With respect to the issue of prejudgment interest, however, we reverse the judgment of the district court. Under Delaware law, “prejudgment interest is awarded as a matter of right” and “is to be computed from the date payment is due.” Citadel Holding Corp. v. Roven, 603 A.2d 818, 826 (Del. 1992). Ultimately, the purpose of awarding prejudgment interest is to ensure that the claimant is fully com-
The “general rule” in Delaware “is that interest starts on the date when payment should have been made.” Metro. Mut. Fire Ins. Co. v. Carmen Holding Co., 220 A.2d 778, 782 (Del. 1966). In cases where the claimant demands payment from the defendant, but the defendant wrongfully refuses, prejudgment interest accrues from the date of the defendant‘s refusal. See id. But where, as here, the claimant seeks a refund of payments it never should have made, prejudgment interest accrues from the date of the claimant‘s payments. See, e.g., Valeant Pharm. Int‘l v. Jerney, 921 A.2d 732, 756 (Del. Ch. 2007) (awarding prejudgment interest from the date that a bonus was wrongfully paid to the defendant executive); Segovia v. Equities First Holdings, LLC, C.A. No. 06C-09-149-JRS, 2008 WL 2251218, at *23 (Del. Super. Ct. May 30, 2008) (unpublished) (awarding prejudgment interest from the date that the claimant paid the origination fees being refunded).

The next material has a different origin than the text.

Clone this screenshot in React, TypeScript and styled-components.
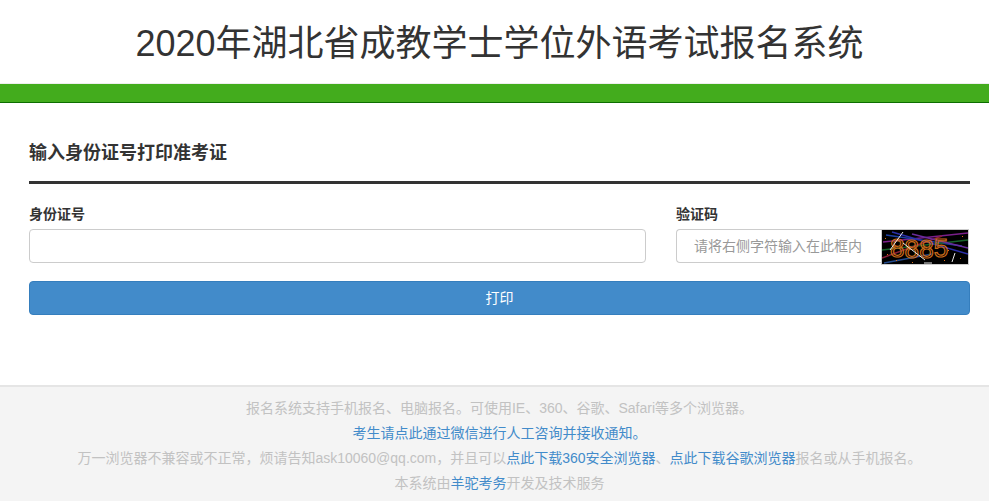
import styled, { createGlobalStyle } from "styled-components";

const GlobalStyle = createGlobalStyle`
  html, body {
    margin: 0;
    padding: 0;
    background: #fff;
    font-family: "Liberation Sans", Arial, "Noto Sans CJK SC", sans-serif;
    color: #333;
  }
  * {
    box-sizing: border-box;
  }
`;

// captcha noise, copied by eye from the reference
const noiseLines = [
  { d: "M1 12 L86 3", c: "#7a1f8a" },
  { d: "M4 5 L80 16", c: "#1d3fa0" },
  { d: "M0 20 L86 10", c: "#17622a" },
  { d: "M10 2 L86 24", c: "#2b2fa8" },
  { d: "M0 28 L60 6", c: "#8a1f3a" },
  { d: "M30 4 L86 18", c: "#6a2c9c" },
  { d: "M2 33 L50 24", c: "#234a8c" },
];

const whiteLines = ["M21 2 L8 20", "M21 13 L43 30", "M73 23 L70 32", "M42 33 L50 33"];

const digits = [
  { ch: "8", x: 8, y: 27 },
  { ch: "8", x: 22.6, y: 28 },
  { ch: "8", x: 37.2, y: 28 },
  { ch: "5", x: 51.8, y: 27 },
];

const specks = [
  [5, 24],
  [14, 30],
  [30, 32],
  [62, 30],
  [78, 28],
  [80, 6],
  [66, 20],
  [3, 8],
];

function Captcha() {
  return (
    <CaptchaBox>
      <svg width="86" height="34" viewBox="0 0 86 34">
        <rect width="86" height="34" fill="#000" />
        {noiseLines.map((l) => (
          <path key={l.d} d={l.d} stroke={l.c} strokeWidth="1.5" fill="none" />
        ))}
        {specks.map(([x, y]) => (
          <rect key={`${x}-${y}`} x={x} y={y} width="1" height="1" fill="#d9701c" />
        ))}
        {digits.map((n) => (
          <text
            key={n.x}
            x={n.x}
            y={n.y}
            fontFamily="Liberation Sans, sans-serif"
            fontSize="26"
            fill="none"
            stroke="#c96a1a"
            strokeWidth="1.2"
          >
            {n.ch}
          </text>
        ))}
        {whiteLines.map((d) => (
          <path key={d} d={d} stroke="#e8e8e8" strokeWidth="1" fill="none" />
        ))}
      </svg>
    </CaptchaBox>
  );
}

export default function App() {
  return (
    <Page>
      <GlobalStyle />
      <Header>2020年湖北省成教学士学位外语考试报名系统</Header>
      <GreenBar />

      <Main>
        <SectionTitle>输入身份证号打印准考证</SectionTitle>
        <Rule />

        <FormRow>
          <Field>
            <Label>身份证号</Label>
            <TextInput type="text" />
          </Field>
          <Field>
            <Label>验证码</Label>
            <CaptchaGroup>
              <CaptchaInput type="text" placeholder="请将右侧字符输入在此框内" />
              <Captcha />
            </CaptchaGroup>
          </Field>
        </FormRow>

        <PrintButton>打印</PrintButton>
      </Main>

      <Footer>
        <FooterLine>报名系统支持手机报名、电脑报名。可使用IE、360、谷歌、Safari等多个浏览器。</FooterLine>
        <FooterLine>
          <FooterLink href="#">考生请点此通过微信进行人工咨询并接收通知。</FooterLink>
        </FooterLine>
        <FooterLine>
          万一浏览器不兼容或不正常，烦请告知ask10060@qq.com，并且可以
          <FooterLink href="#">点此下载360安全浏览器</FooterLink>、
          <FooterLink href="#">点此下载谷歌浏览器</FooterLink>报名或从手机报名。
        </FooterLine>
        <FooterLine>
          本系统由<FooterLink href="#">羊驼考务</FooterLink>开发及技术服务
        </FooterLine>
      </Footer>
    </Page>
  );
}

const Page = styled.div`
  display: flex;
  flex-direction: column;
  min-height: 501px;
`;

const Header = styled.h1`
  margin: 0;
  height: 84px;
  padding: 0 19px 0 29px;
  line-height: 88px;
  text-align: center;
  font-size: 36px;
  font-weight: 400;
  color: #333;
  border-bottom: 1px solid #eee;
`;

const GreenBar = styled.div`
  height: 19px;
  background: #43ac1d;
  border-bottom: 1px solid #0c6e00;
`;

const Main = styled.main`
  padding: 0 19px 0 29px;
  height: 282px;
`;

const SectionTitle = styled.h2`
  margin: 0;
  padding-top: 38px;
  height: 78px;
  line-height: 24px;
  font-size: 18px;
  font-weight: 700;
  color: #333;
`;

const Rule = styled.div`
  height: 3px;
  background: #333;
`;

const FormRow = styled.div`
  display: grid;
  grid-template-columns: 617px 294px;
  column-gap: 30px;
  margin-top: 21px;
`;

const Field = styled.div`
  display: flex;
  flex-direction: column;
`;

const Label = styled.label`
  height: 24px;
  line-height: 18px;
  font-size: 14px;
  font-weight: 700;
  color: #333;
`;

const TextInput = styled.input`
  width: 100%;
  height: 34px;
  padding: 6px 12px;
  background: #fff;
  border: 1px solid #ccc;
  border-radius: 4px;
  outline: none;
`;

const CaptchaGroup = styled.div`
  display: flex;
  align-items: flex-start;
  height: 36px;
`;

const CaptchaInput = styled.input`
  width: 205px;
  height: 34px;
  padding: 0 12px 0 17px;
  font-family: inherit;
  font-size: 14px;
  background: #fff;
  border: 1px solid #ccc;
  border-right: none;
  border-radius: 4px 0 0 4px;
  outline: none;

  &::placeholder {
    color: #999;
    opacity: 1;
  }
`;

const CaptchaBox = styled.div`
  width: 88px;
  height: 36px;
  padding: 1px;
  background: #ccc;
  line-height: 0;
`;

const PrintButton = styled.button`
  display: block;
  width: 941px;
  height: 34px;
  margin-top: 16px;
  padding: 0 0 2px;
  font-family: inherit;
  font-size: 14px;
  color: #fff;
  background: #428bca;
  border: 1px solid #357ebd;
  border-radius: 4px;
`;

const Footer = styled.footer`
  height: 116px;
  padding: 9px 19px 0 29px;
  text-align: center;
  font-size: 14px;
  line-height: 25px;
  color: #c2c2c2;
  background: #f4f4f4;
  border-top: 2px solid #e5e5e5;
`;

const FooterLine = styled.div`
  height: 25px;
`;

const FooterLink = styled.a`
  color: #428bca;
  text-decoration: none;
`;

Here, U.S. Bank seeks the refund of premium payments that it never should have made because the Policy was void from its inception. Under these circumstances, prejudgment interest accrues from the date of payment rather than the date on which U.S. Bank demanded the refund. Thus, we reverse the district court‘s determination that U.S. Bank was not entitled to prejudgment interest and remand for calculation of the amount of prejudgment interest due to U.S. Bank and for further proceedings consistent with this opinion.
AFFIRMED IN PART, REVERSED IN PART, AND REMANDED.